◆ Material to process:
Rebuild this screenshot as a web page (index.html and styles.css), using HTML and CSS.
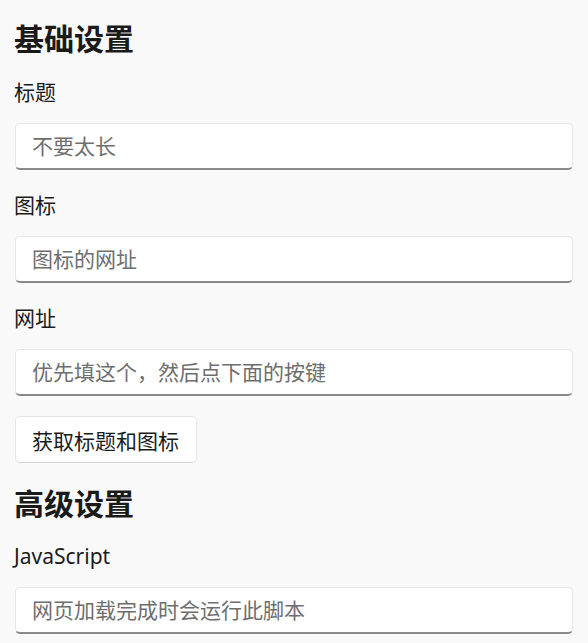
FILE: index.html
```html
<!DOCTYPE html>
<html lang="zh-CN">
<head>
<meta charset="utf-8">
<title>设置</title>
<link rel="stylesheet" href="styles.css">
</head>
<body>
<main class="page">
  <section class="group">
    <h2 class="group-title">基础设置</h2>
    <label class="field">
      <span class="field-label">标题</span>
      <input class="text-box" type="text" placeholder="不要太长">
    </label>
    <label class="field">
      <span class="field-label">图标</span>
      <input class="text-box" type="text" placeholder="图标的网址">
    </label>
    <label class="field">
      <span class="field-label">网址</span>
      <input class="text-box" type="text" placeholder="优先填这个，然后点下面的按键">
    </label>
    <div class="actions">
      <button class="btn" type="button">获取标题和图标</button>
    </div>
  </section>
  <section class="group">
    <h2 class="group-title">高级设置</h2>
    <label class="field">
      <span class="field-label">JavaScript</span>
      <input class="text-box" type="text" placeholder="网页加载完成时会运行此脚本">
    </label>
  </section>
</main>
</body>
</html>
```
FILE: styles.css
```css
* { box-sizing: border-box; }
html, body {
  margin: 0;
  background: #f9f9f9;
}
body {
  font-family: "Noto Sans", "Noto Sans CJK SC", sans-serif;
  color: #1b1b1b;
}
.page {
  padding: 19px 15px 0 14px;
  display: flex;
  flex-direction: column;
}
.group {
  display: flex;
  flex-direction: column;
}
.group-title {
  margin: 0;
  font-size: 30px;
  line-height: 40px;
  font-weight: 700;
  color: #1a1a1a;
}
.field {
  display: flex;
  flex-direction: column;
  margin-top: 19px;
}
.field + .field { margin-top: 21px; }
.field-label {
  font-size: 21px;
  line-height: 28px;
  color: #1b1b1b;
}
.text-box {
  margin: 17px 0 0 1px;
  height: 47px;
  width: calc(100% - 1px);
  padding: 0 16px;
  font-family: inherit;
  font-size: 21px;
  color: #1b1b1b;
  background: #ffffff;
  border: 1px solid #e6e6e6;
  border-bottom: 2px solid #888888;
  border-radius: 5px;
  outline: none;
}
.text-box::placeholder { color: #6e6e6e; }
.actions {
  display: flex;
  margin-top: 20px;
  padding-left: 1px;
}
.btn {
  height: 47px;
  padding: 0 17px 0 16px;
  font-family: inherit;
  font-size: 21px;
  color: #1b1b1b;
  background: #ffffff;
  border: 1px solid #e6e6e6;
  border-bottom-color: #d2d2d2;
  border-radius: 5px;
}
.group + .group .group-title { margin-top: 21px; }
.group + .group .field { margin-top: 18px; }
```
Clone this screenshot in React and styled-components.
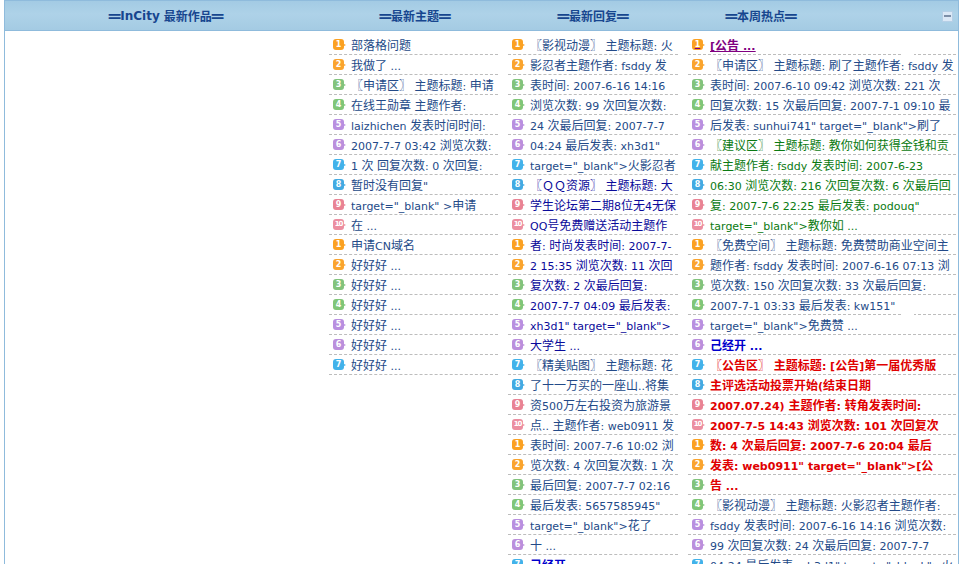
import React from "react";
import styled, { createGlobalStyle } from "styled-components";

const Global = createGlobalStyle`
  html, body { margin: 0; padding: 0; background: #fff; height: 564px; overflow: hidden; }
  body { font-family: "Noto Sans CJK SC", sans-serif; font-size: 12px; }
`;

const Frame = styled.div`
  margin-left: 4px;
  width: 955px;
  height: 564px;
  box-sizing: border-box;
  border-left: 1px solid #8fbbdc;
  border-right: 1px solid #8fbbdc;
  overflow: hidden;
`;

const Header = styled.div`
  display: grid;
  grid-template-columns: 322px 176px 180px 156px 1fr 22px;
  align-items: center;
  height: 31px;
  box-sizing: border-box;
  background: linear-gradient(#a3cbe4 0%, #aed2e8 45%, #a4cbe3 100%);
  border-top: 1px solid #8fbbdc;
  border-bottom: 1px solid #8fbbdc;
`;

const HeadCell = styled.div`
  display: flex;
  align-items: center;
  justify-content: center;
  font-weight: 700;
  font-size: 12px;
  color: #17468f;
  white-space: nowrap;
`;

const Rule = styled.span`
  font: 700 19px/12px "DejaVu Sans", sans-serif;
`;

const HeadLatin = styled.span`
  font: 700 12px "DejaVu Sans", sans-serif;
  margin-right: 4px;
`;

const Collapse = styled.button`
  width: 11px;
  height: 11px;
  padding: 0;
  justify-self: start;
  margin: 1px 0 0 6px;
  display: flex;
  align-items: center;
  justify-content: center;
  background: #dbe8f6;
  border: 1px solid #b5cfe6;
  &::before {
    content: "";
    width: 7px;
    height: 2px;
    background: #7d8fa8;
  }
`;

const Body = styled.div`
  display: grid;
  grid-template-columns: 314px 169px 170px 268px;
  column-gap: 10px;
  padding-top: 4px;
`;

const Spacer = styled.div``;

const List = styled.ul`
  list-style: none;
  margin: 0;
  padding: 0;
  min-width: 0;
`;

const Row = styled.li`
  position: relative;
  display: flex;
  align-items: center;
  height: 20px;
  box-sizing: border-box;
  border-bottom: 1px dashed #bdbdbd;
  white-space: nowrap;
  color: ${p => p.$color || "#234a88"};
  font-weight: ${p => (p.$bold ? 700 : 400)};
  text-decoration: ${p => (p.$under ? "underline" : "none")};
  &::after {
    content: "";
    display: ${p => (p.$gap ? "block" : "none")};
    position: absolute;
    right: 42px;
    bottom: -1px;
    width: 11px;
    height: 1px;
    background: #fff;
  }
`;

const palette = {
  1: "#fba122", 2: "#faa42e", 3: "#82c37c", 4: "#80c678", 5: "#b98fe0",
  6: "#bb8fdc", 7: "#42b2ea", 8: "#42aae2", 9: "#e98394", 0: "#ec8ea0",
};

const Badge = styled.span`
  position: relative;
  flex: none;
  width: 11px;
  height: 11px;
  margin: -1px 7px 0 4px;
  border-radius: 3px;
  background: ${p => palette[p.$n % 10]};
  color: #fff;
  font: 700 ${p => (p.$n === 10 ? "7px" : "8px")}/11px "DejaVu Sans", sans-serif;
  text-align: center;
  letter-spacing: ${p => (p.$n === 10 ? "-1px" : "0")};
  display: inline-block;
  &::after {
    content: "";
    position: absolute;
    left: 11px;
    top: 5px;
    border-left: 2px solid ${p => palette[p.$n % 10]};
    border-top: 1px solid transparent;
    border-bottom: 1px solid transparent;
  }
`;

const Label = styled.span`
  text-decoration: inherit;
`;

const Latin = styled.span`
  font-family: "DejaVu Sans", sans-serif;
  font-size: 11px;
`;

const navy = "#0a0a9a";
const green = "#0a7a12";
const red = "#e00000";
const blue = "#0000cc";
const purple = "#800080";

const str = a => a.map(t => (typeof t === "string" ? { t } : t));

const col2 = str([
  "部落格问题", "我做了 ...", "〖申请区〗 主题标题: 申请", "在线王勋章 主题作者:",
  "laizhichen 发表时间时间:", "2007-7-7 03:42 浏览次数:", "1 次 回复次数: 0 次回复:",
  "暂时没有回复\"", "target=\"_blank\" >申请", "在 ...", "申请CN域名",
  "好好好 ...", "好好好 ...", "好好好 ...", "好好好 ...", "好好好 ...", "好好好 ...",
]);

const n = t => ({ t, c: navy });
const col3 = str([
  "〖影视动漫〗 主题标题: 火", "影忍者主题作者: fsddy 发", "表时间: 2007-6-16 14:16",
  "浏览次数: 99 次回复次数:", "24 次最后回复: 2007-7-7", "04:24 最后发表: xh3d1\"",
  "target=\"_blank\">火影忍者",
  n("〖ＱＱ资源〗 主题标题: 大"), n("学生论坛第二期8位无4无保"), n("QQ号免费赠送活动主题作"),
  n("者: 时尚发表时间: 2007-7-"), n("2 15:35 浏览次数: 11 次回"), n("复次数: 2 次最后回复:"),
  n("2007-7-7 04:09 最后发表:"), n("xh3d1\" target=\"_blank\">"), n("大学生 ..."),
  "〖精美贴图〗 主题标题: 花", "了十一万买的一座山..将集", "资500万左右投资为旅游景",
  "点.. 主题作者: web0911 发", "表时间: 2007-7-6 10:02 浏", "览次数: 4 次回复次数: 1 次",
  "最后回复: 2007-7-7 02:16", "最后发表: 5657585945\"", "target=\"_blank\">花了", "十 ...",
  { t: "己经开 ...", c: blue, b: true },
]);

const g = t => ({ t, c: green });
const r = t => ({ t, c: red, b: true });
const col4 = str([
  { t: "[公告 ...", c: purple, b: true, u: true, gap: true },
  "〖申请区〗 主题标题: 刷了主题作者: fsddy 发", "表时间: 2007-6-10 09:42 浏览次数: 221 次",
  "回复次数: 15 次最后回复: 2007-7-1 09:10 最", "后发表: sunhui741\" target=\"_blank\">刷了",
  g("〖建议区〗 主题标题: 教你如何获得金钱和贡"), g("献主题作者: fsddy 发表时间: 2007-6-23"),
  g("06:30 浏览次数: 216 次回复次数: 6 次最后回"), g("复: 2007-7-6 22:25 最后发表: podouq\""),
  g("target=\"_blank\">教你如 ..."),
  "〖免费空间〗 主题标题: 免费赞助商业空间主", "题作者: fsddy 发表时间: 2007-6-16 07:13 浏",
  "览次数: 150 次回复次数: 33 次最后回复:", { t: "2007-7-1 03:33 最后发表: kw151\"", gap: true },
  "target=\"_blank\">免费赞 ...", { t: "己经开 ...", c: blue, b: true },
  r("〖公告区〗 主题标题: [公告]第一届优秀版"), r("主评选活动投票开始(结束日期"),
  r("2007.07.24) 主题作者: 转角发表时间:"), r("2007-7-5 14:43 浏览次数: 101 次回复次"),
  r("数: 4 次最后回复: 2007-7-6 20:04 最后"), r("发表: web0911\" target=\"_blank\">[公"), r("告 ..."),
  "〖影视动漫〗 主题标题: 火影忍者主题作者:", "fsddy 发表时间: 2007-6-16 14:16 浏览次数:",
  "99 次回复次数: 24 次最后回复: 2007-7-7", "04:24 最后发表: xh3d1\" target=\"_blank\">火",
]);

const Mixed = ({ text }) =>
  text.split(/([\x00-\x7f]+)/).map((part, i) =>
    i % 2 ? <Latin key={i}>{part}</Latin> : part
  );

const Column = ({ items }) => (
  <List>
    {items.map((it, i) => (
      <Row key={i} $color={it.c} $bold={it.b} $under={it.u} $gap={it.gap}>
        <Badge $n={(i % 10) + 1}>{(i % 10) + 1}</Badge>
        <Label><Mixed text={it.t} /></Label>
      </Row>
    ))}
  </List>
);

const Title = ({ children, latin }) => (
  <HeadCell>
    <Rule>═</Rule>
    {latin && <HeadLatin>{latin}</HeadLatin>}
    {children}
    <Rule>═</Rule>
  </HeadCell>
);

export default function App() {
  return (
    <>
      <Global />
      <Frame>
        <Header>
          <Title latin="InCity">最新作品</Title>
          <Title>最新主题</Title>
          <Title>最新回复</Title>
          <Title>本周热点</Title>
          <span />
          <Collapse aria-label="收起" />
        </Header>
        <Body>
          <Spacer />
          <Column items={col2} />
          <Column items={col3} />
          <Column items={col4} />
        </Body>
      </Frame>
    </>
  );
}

◆ Exercise brief:
Every line in the data that holds "index" should be copied out.

◆ Final result:
Rebuild this screenshot as a web page (index.html and styles.css), using HTML and CSS.
FILE: index.html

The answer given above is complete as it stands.